Single by Bob Marley and the Wailers

from the album Exodus
- B-side: "Exodus" (instrumental version)
- Released: 1977
- Genre: Reggae fusion
- Length: 7:40
- Label: Tuff Gong; Island;
- Songwriter: Bob Marley

Bob Marley and the Wailers singles chronology
| "Who the Cap Fit" (1976) | "Exodus" (1977) | "Waiting in Vain" (1977) |

= Exodus (Bob Marley and the Wailers song) =

1977 single by Bob Marley and the Wailers

"Exodus" is a song written by reggae musician Bob Marley and recorded by Bob Marley and the Wailers, for the Exodus (1977) album. Released as a single, it reached number 14 on the UK Singles Chart. "Exodus" was Marley's first single to receive widespread airplay on black radio stations in the US, expanding the artist's predominantly white college age and Caribbean expats fanbase in the country.

==Overview==
The song ties together the Biblical story of Moses leading the Israelites out of Egypt to the hope of Rastafarians to be led to freedom. After an assassination attempt in Jamaica in 1976, Marley fled to London where he recorded the song and album of the same name. He had conceived "Exodus" as the album title before even writing the song. The song has a revolutionary theme punctuated by its chorus of "Exodus, movement of Jah people."

UDiscoverMusic wrote that the song was "a rippling, surging, seven-minute call to arms for a nation of displaced souls on the march to a new spiritual homeland. 'We know where we're going/We know where we're from/We're leaving Babylon,' Marley sang against a cyclical riff that was turned, like clay on a potter's wheel, to perfection." In a retrospective review of the album, Patricia Maschino of Billboard wrote that the title track was a "scorching mash-up of funk, reggae and disco, punctuated by blasts of regal horns."
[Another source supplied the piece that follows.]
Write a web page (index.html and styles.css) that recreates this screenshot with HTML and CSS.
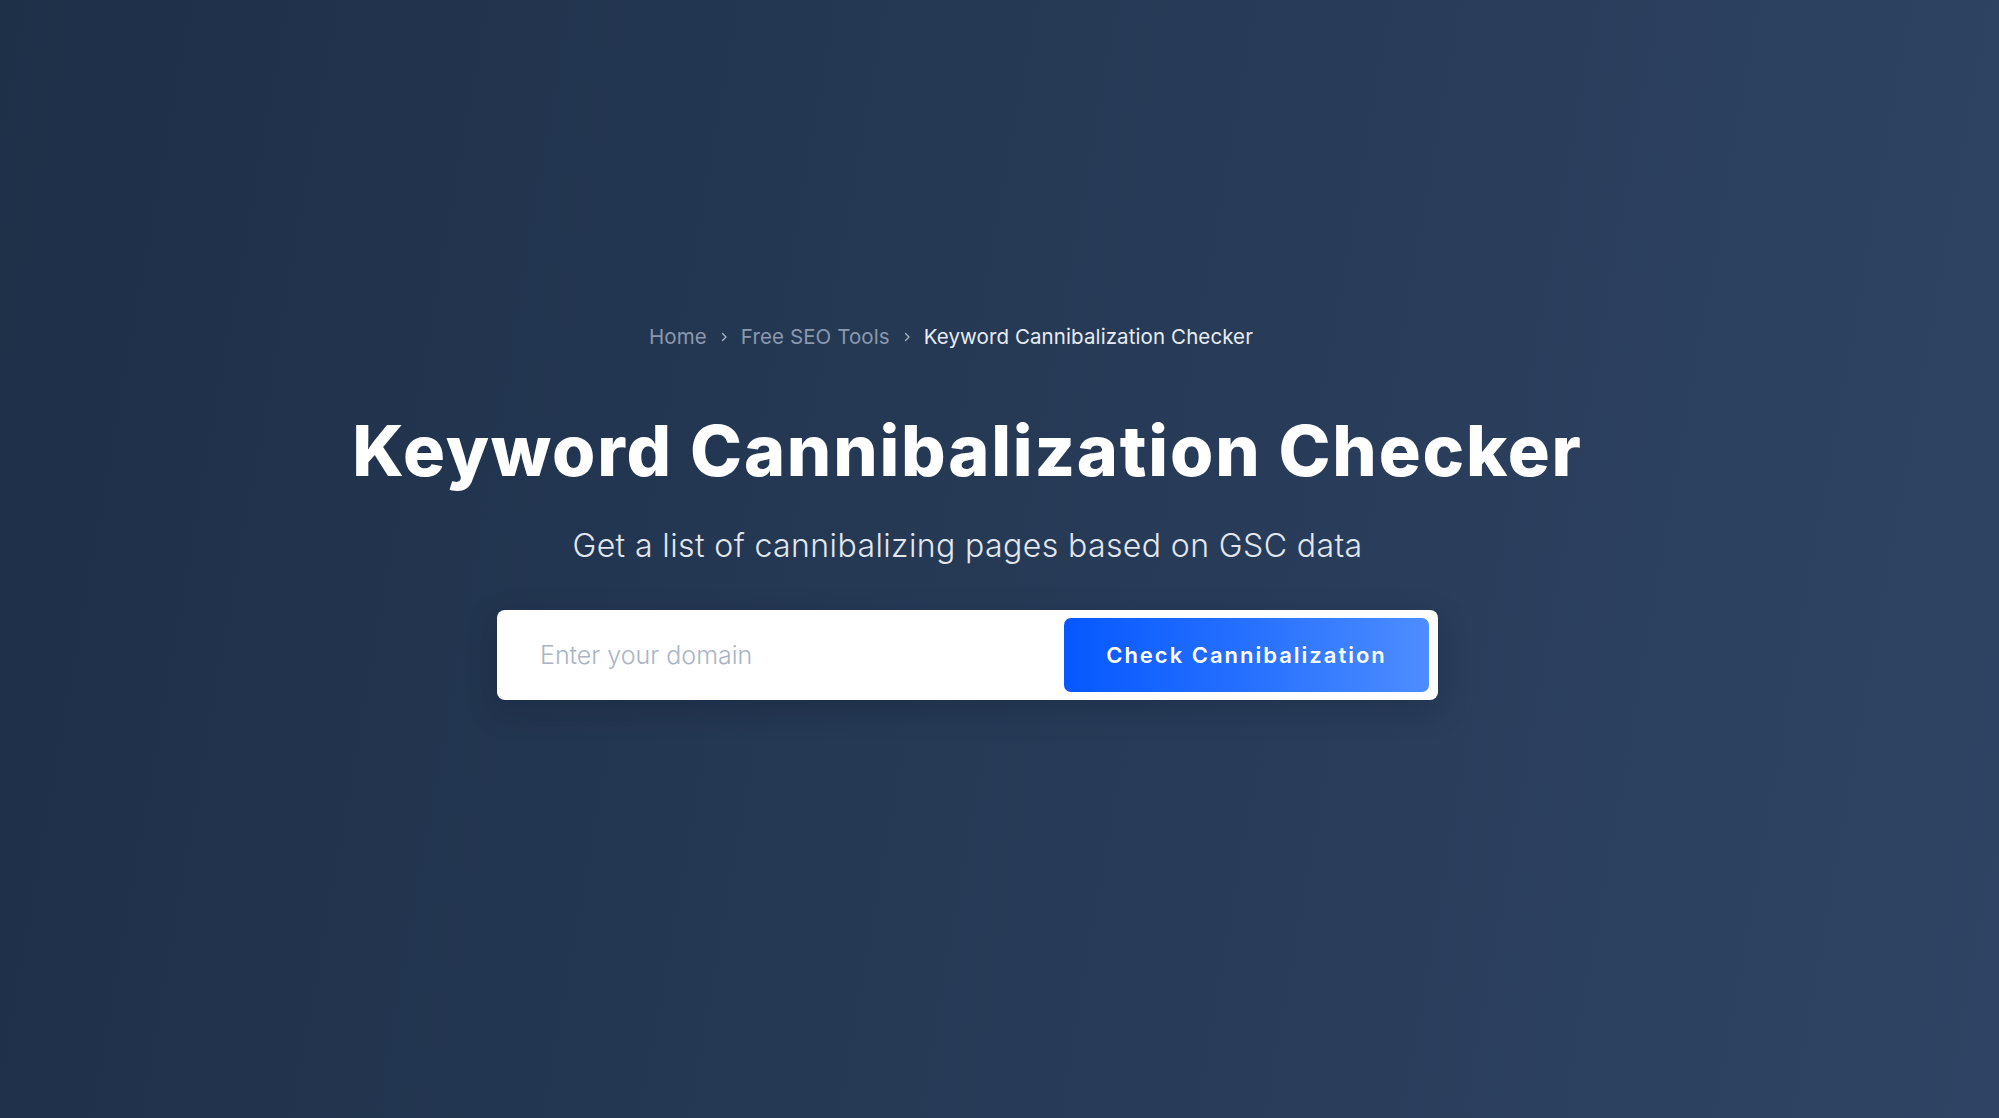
FILE: index.html
```html
<!DOCTYPE html>
<html lang="en">
<head>
    <meta charset="UTF-8">
    <meta name="viewport" content="width=device-width, initial-scale=1.0">
    <title>Keyword Cannibalization Checker</title>
    <link rel="stylesheet" href="styles.css">
</head>
<body>
    <section class="hero">
        <nav class="breadcrumbs">
            <a href="#" class="crumb">Home</a>
            <span class="sep">
                <svg width="12" height="12" viewBox="0 0 12 12"><path d="M4.5 2.5 8 6l-3.5 3.5" fill="none" stroke="currentColor" stroke-width="1.4" stroke-linecap="round" stroke-linejoin="round"/></svg>
            </span>
            <a href="#" class="crumb">Free SEO Tools</a>
            <span class="sep">
                <svg width="12" height="12" viewBox="0 0 12 12"><path d="M4.5 2.5 8 6l-3.5 3.5" fill="none" stroke="currentColor" stroke-width="1.4" stroke-linecap="round" stroke-linejoin="round"/></svg>
            </span>
            <span class="crumb current">Keyword Cannibalization Checker</span>
        </nav>

        <h1 class="title">Keyword Cannibalization Checker</h1>
        <p class="subtitle">Get a list of cannibalizing pages based on GSC data</p>

        <form class="check-form" onsubmit="return false">
            <input type="text" class="domain-input" placeholder="Enter your domain">
            <button type="submit" class="check-btn">Check Cannibalization</button>
        </form>
    </section>
</body>
</html>
```

FILE: styles.css
```css
html, body {
    margin: 0;
    height: 100%;
}

body {
    font-family: Inter, "Open Sans", sans-serif;
    background: linear-gradient(100deg, #1e2f48 0%, #263a56 50%, #2f4464 100%);
    color: #fff;
}

.hero {
    display: flex;
    flex-direction: column;
    align-items: center;
    padding: 323px 64px 0 0;
}

.breadcrumbs {
    display: flex;
    align-items: center;
    padding-right: 33px;
    font-size: 20.5px;
    letter-spacing: 0.1px;
    line-height: 28px;
    height: 28px;
}

.crumb {
    color: #8b98ad;
    text-decoration: none;
}

.crumb.current {
    color: #e8ecf2;
}

.sep {
    display: flex;
    align-items: center;
    color: #a7b2c3;
    margin: 0 11px;
}

.title {
    margin: 60px 0 0;
    font-size: 70px;
    line-height: 80px;
    font-weight: 800;
    letter-spacing: 1.8px;
}

.subtitle {
    margin: 35px 0 0;
    font-size: 32px;
    line-height: 40px;
    font-weight: 300;
    letter-spacing: 0.4px;
    color: #e2e7ee;
}

.check-form {
    display: flex;
    align-items: center;
    width: 941px;
    height: 90px;
    box-sizing: border-box;
    margin-top: 44px;
    padding: 8px 9px 8px 0;
    background: #fff;
    border-radius: 8px;
    box-shadow: 0 10px 30px rgba(10, 20, 40, 0.25);
}

.domain-input {
    flex: 1;
    border: none;
    outline: none;
    background: none;
    padding: 0 0 0 43px;
    font-family: inherit;
    font-size: 25px;
    font-weight: 300;
    color: #1e2f48;
}

.domain-input::placeholder {
    color: #a9b4c6;
}

.check-btn {
    width: 365px;
    height: 74px;
    border: none;
    border-radius: 7px;
    background: linear-gradient(90deg, #0658ff 0%, #2a73ff 55%, #4e8dff 100%);
    color: #fff;
    font-family: inherit;
    font-size: 22px;
    font-weight: 600;
    letter-spacing: 2px;
    cursor: pointer;
}
```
According to the sheet music published by Sony/ATV Music Publishing, the song is composed in the key of A minor with Marley's vocal range spanning from G_{4} to A_{5}.

==Charts==

Chart performance for "Exodus"
| Chart (1977) | Peak position |
|---|---|
| UK Singles (OCC) | 14 |
| US Bubbling Under Hot 100 Singles (Billboard) | 3 |
| US R&B (Billboard) | 19 |

==Certifications==

| Region | Certification | Certified units/sales |
| New Zealand (RMNZ) | Gold | 15,000^{‡} |
| United Kingdom (BPI) | Silver | 250,000^{‡} |
^{‡} Sales+streaming figures based on certification alone.